Among his many friends Diderot numbered the philosophers Holbach, Rousseau, Hume, Helvetius, and the Abbe Raynal; the literary figures Laurence Steme, Marmontel, and Sedaine; the criminologist Beccaria; the economist Galiani; the political leader John Wilkes; the actor David Garrick; and the sculptor E. M. Falconet, with whom he exchanged heated letters about immortality and posterity. In his relations with these friends Diderot was warmhearted, generous, somewhat absentminded, and slightly inclined to be self-righteous. These qualities were especially evident in his friendship with the difficult Rousseau, which ended in 1757. His friends greatly admired Diderot’s eloquent conversational powers. He loved to participate in the famous discussions at Holbach’s salon, where Horace Walpole found him “a very lively old man and great talker.

Chronically neglectful of his wife, Diderot lavished greater affection on Sophie Volland, his liaison with her lasting from about 1755 until her death in 1784. His letters to her are universally regarded as one of the most fascinating and dazzling revelations of an era and a personality that the art of letter writing can provide.

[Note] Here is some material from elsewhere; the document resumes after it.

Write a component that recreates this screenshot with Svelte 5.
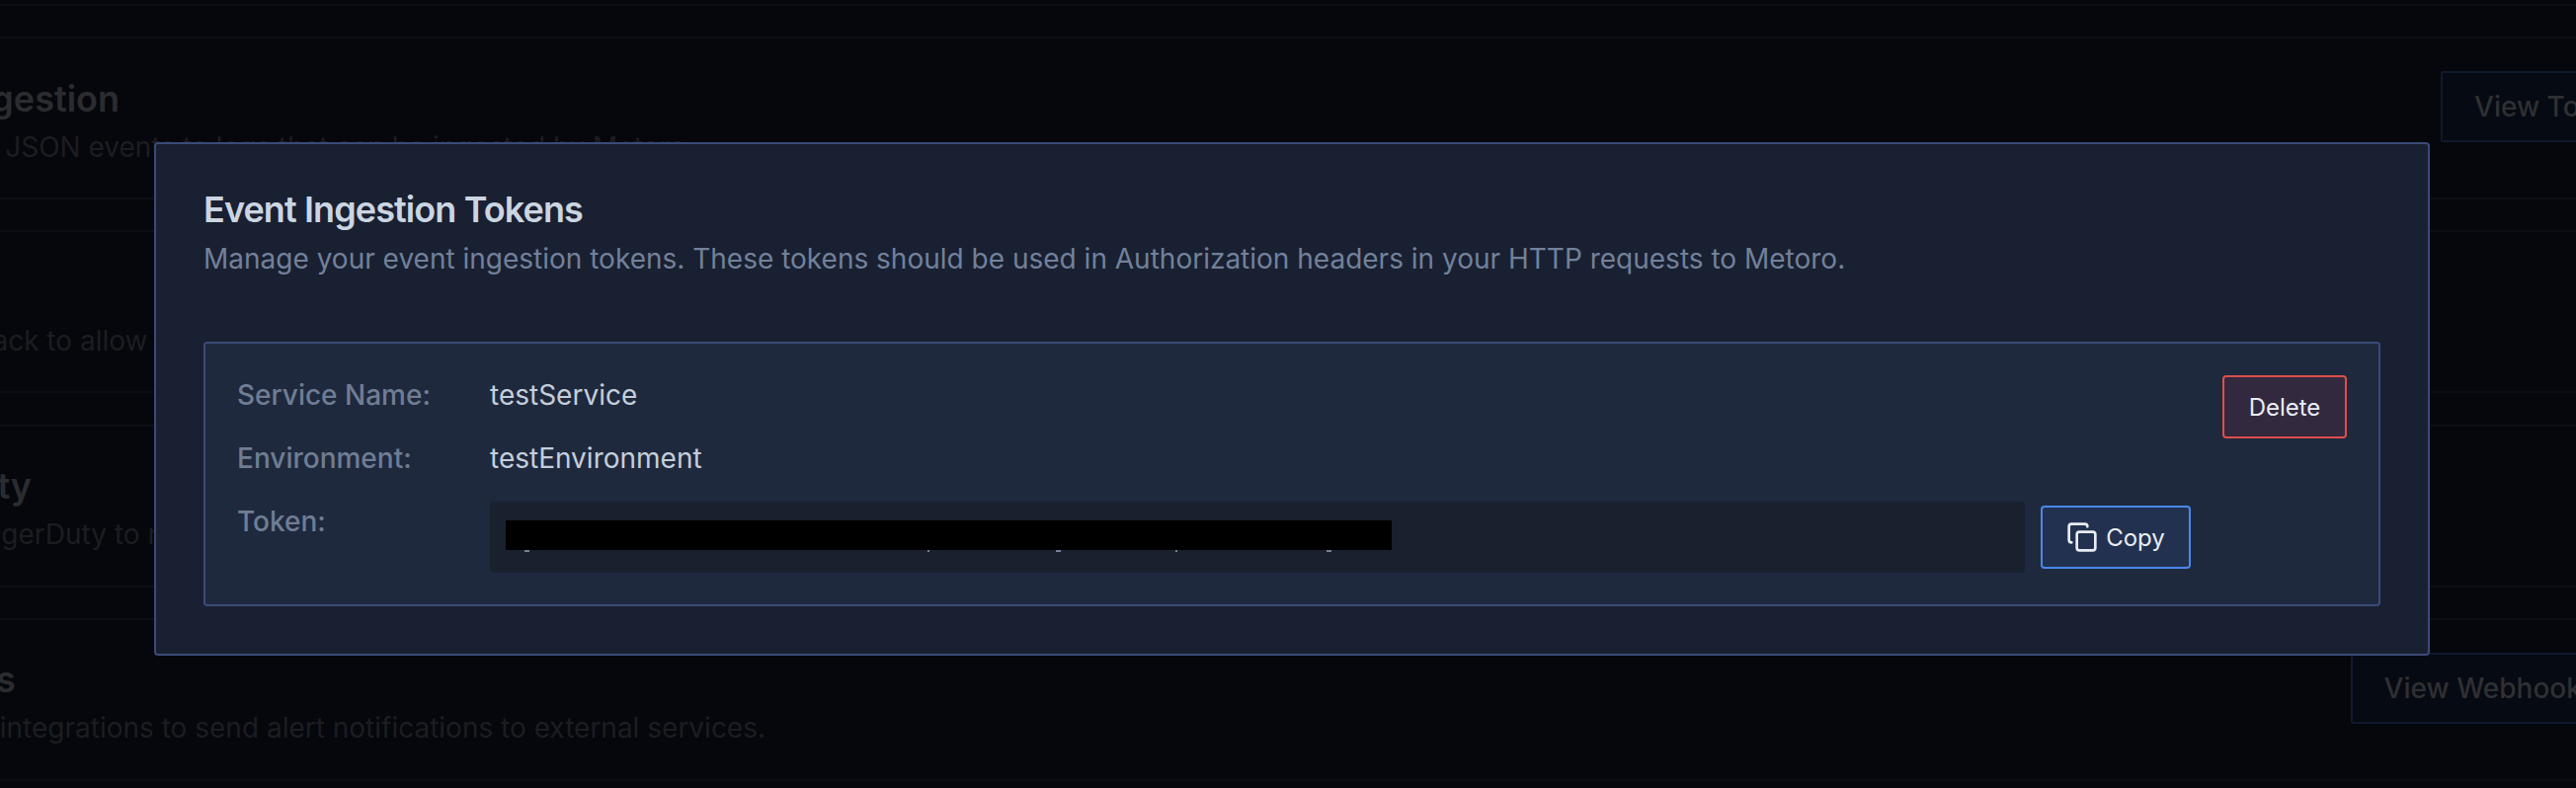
<script lang="ts">
  const rows = [
    { title: 'Event Ingestion', desc: 'Parsers for JSON events to logs that can be ingested by Metoro.', action: 'View Tokens', right: 191 },
    { title: 'Slack', desc: 'Activate Slack to allow alert notifications.', action: '', right: 0 },
    { title: 'Pagerduty', desc: 'Activate PagerDuty to notify on-call.', action: 'Connect', right: 111, tall: true },
    { title: 'Channels', desc: 'Webhooks integrations to send alert notifications to external services.', action: 'View Webhooks', right: 237 }
  ];

  // descender bits of the token that stick out below the redaction
  const ticks = [
    { left: 35, width: 5 },
    { left: 443, width: 2 },
    { left: 573, width: 5 },
    { left: 694, width: 2 },
    { left: 847, width: 5 }
  ];
</script>

<div class="page">
  <div class="top-rule"></div>
  {#each rows as row}
    <section class="row">
      <div class="info">
        <h3>{row.title}</h3>
        <p>{row.desc}</p>
      </div>
      {#if row.action}
        <button type="button" class="ghost" class:tall={row.tall} style="margin-right: {row.right}px">{row.action}</button>
      {/if}
    </section>
  {/each}
</div>

<div class="backdrop">
  <div class="modal">
    <h2>Event Ingestion Tokens</h2>
    <p class="sub">Manage your event ingestion tokens. These tokens should be used in Authorization headers in your HTTP requests to Metoro.</p>

    <div class="card">
      <dl class="fields">
        <dt>Service Name:</dt>
        <dd>testService</dd>
        <dt>Environment:</dt>
        <dd>testEnvironment</dd>
        <dt>Token:</dt>
        <dd class="token-row">
          <div class="token">
            <span class="redact"></span>
            {#each ticks as tick}
              <i class="tick" style="left: {tick.left}px; width: {tick.width}px"></i>
            {/each}
          </div>
          <button type="button" class="copy">
            <svg width="32" height="32" viewBox="0 0 24 24" fill="none" stroke="currentColor" stroke-width="2" stroke-linecap="round" stroke-linejoin="round">
              <rect x="8" y="8" width="14" height="14" rx="2" />
              <path d="M4 16c-1.100 0-2-.9-2-2V4c0-1.100.9-2 2-2h10c1.100 0 2 .9 2 2" />
            </svg>
            Copy
          </button>
        </dd>
      </dl>
      <button type="button" class="delete">Delete</button>
    </div>
  </div>
</div>

<style>
  :global(body) {
    margin: 0;
    background: #05070c;
    overflow: hidden;
    font-family: Inter, "Liberation Sans", sans-serif;
  }

  .page {
    width: 3048px;
    margin-left: -148px;
    padding-top: 4px;
  }

  .top-rule {
    height: 2px;
    background: #0c0e17;
  }

  .row {
    height: 165px;
    margin-top: 31.2px;
    padding-top: 4px;
    border-top: 2px solid #0c0e17;
    border-bottom: 2px solid #0c0e17;
    display: flex;
    justify-content: space-between;
    align-items: center;
    box-sizing: border-box;
  }

  .info h3 {
    margin: 0 0 10px;
    font-size: 36px;
    font-weight: 600;
    color: #2b2c30;
  }

  .info p {
    margin: 0;
    font-size: 28px;
    color: #1c1d22;
  }

  .ghost {
    align-self: flex-start;
    margin-top: 29px;
    height: 72px;
    padding: 0 32px;
    background: #060a12;
    border: 2px solid #0e1a2e;
    border-radius: 2px;
    color: #2f3033;
    font: 500 28px Inter, sans-serif;
  }

  .ghost.tall {
    height: 76px;
  }

  .backdrop {
    position: fixed;
    inset: 0;
  }

  .modal {
    position: absolute;
    left: 156px;
    top: 144px;
    width: 2304px;
    box-sizing: border-box;
    padding: 44px 48px 48px;
    background: #192031;
    border: 2px solid #3a4b78;
    border-radius: 4px;
  }

  h2 {
    margin: 0;
    font-size: 36px;
    line-height: 44px;
    font-weight: 600;
    color: #cbd5e1;
    letter-spacing: -0.9px;
  }

  .sub {
    margin: 8px 0 64px;
    font-size: 28px;
    line-height: 40px;
    color: #72819b;
  }

  .card {
    height: 268px;
    box-sizing: border-box;
    display: flex;
    justify-content: space-between;
    align-items: flex-start;
    padding: 32px;
    background: #1f293d;
    border: 2px solid #3a4b78;
    border-radius: 4px;
  }

  .fields {
    margin: 0;
    display: grid;
    grid-template-columns: 256px 1fr;
    row-gap: 24px;
    flex: 1;
    font-size: 28px;
    line-height: 40px;
  }

  dt {
    color: #6f7d94;
    font-weight: 500;
  }

  dd {
    margin: 0;
    color: #c4cedb;
  }

  .token-row {
    display: flex;
    align-items: center;
    gap: 16px;
    margin-right: 32px;
  }

  .token {
    position: relative;
    flex: 1;
    height: 72px;
    box-sizing: border-box;
    padding: 19px 16px;
    background: #19212f;
    border-radius: 4px;
  }

  .redact {
    display: block;
    width: 897px;
    height: 30px;
    background: #000;
  }

  .tick {
    position: absolute;
    top: 49px;
    height: 2px;
    background: #76829a;
  }

  button {
    font-family: Inter, sans-serif;
    box-sizing: border-box;
  }

  .copy {
    width: 152px;
    height: 64px;
    display: flex;
    align-items: center;
    justify-content: center;
    gap: 8px;
    background: #233150;
    border: 2px solid #4a88ea;
    border-radius: 4px;
    color: #e8edf4;
    font-size: 24px;
  }

  .delete {
    width: 126px;
    height: 64px;
    background: #33293f;
    border: 2px solid #dc4f4b;
    border-radius: 4px;
    color: #e8edf4;
    font-size: 24px;
  }
</style>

Diderot doted on his only surviving child, Angelique, and to increase her dowry he sold his library in 1765 to Catherine II of Russia for 15,000 livres. The Empress stipulated that Diderot retain the use of the library and gave him 1,000 livres a year to improve it. In 1766, when Diderot was 53, she paid him a lump sum of 50,000 livres in advance for another half century of similar services. Diderot traveled to St. Petersburg in 1773-1774 to thank Catherine personally, and after this long and difficult journey his health was never robust. He died in Paris on July 31, 1784.